The online radio host, who casts doubt on the 2012 Newtown elementary school shooting that left 26 people — mostly children — dead, told listeners that he had received a call from Trump, who also spoke with world leaders from the United Kingdom, Russia, France and China in the days following his win.
"On my way here, Donald Trump gave me a call," Jones explained. "And I told him, 'Mr. President-elect, you're too busy, we don't need to talk,' but we still spent over five minutes.” from Infowars’ Alex Jones Says Trump Made Thank You Call on NBC News.
Considering Trump’s emphatic belief that torture works, I think it is vital we remind him that TV shows where the heroic anti-hero saves the world by brutally getting a terrorist to reveal where the nuclear bomb is hidden (within a time span of just one day) — if you were a fan you know how many times Jack Bauer did that from one season to the next.
Attention Mr. President, Jack Bauer wasn’t real. He was a fictional character. Don’t believe me, look it up on Wikipedia? He was played by Keifer Sutherland.
Of course, Bauer only resorted to torture when he absolutely had to. Cut to the timer on the bomb: 75 minutes 12 seconds, 11 seconds, 10 seconds, and counting.

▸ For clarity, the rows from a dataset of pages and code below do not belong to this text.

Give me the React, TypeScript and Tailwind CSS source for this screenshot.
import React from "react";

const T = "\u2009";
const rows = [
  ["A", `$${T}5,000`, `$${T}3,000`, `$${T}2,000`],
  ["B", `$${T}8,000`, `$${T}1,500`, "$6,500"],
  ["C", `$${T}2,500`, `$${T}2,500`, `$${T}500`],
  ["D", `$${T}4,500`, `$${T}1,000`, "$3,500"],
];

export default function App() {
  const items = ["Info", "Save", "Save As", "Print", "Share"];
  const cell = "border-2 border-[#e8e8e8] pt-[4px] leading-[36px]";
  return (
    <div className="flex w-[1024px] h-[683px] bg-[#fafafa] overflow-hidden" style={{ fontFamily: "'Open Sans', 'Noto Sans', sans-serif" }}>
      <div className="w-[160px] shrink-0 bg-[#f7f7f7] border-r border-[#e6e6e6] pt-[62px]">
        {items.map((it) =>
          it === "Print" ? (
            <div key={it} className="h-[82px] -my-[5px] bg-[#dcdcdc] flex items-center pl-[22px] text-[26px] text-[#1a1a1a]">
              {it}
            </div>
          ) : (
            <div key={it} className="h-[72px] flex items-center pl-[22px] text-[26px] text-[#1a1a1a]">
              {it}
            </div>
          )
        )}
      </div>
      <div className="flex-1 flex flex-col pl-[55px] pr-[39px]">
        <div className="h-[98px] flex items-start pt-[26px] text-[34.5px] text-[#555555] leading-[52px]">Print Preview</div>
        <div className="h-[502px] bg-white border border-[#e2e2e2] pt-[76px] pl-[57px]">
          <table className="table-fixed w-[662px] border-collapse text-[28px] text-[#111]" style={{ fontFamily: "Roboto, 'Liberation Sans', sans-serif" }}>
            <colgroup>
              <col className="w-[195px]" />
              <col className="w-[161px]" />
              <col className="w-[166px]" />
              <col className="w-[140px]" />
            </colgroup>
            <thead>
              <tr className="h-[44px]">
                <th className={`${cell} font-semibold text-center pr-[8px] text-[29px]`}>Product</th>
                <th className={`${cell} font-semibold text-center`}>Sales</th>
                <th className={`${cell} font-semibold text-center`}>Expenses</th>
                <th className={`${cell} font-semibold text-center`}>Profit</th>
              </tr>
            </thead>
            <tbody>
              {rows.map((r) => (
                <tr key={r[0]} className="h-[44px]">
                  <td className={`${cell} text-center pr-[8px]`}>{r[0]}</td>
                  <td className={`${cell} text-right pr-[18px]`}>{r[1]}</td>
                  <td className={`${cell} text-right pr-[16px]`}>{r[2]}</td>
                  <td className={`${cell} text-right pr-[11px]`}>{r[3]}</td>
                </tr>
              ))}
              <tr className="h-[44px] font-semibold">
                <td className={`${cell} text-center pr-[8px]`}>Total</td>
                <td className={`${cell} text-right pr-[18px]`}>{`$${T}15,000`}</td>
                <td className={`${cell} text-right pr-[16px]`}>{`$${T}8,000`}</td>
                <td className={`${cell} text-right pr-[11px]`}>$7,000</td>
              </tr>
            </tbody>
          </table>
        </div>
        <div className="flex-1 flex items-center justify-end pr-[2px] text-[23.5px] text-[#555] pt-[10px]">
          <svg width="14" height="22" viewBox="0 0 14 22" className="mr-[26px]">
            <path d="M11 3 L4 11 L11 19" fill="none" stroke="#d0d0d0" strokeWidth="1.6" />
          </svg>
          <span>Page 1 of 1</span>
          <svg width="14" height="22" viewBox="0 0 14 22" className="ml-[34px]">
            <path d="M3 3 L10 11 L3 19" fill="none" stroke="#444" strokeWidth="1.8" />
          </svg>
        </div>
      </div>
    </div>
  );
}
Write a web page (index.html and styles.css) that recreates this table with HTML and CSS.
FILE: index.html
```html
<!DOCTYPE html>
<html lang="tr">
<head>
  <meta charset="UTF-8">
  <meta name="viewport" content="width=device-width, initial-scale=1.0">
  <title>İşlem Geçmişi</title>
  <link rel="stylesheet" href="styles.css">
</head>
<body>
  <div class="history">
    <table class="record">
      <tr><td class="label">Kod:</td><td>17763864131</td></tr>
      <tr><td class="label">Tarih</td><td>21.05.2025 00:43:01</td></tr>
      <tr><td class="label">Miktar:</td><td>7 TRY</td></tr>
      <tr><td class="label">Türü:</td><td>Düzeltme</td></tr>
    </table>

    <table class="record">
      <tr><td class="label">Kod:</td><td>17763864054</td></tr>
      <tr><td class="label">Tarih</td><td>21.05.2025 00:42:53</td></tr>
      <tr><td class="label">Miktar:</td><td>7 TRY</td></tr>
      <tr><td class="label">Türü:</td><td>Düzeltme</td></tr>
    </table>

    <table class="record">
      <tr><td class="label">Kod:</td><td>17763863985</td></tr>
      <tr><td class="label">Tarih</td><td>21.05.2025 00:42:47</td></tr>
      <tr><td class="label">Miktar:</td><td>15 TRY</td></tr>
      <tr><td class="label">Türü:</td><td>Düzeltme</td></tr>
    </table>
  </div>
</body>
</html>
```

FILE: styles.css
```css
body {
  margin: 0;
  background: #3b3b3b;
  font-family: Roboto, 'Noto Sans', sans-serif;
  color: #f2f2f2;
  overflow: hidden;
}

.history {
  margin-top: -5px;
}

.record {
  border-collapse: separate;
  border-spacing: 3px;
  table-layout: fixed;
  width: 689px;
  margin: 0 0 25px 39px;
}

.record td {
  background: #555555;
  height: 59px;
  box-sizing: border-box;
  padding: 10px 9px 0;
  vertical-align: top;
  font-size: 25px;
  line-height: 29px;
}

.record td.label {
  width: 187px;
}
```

Jack wasn’t bad. He wasn’t a sadist. He wasn’t a bully. Mr; President, you could learn that from him.
He did what he had to do to save the world or the country, and did it eight times over 192 episodes. He was loyal to his friends and had a compassionate side. But then, all of this was penned by talented screenwriters.
Mr. President, you ought to catch up on Keifer Sutherland’s latest TV series where he plays the “Designated Survivor” who becomes president when terrorists blow up the Capital building during the State of the Union address. He's a perfect role model for you to follow as president. He knows he’s unprepared, he is willing to admit that there are many things he doesn’t know… and eager to learn.
He’s a reluctant president. Modest, sincere, smart but not a genius.
You could model yourself on “The West Wing’s” Jed Bartlett (even though he also has a Wikipedia page, alas he’s really Martin Sheen); but that would be too much to hope for.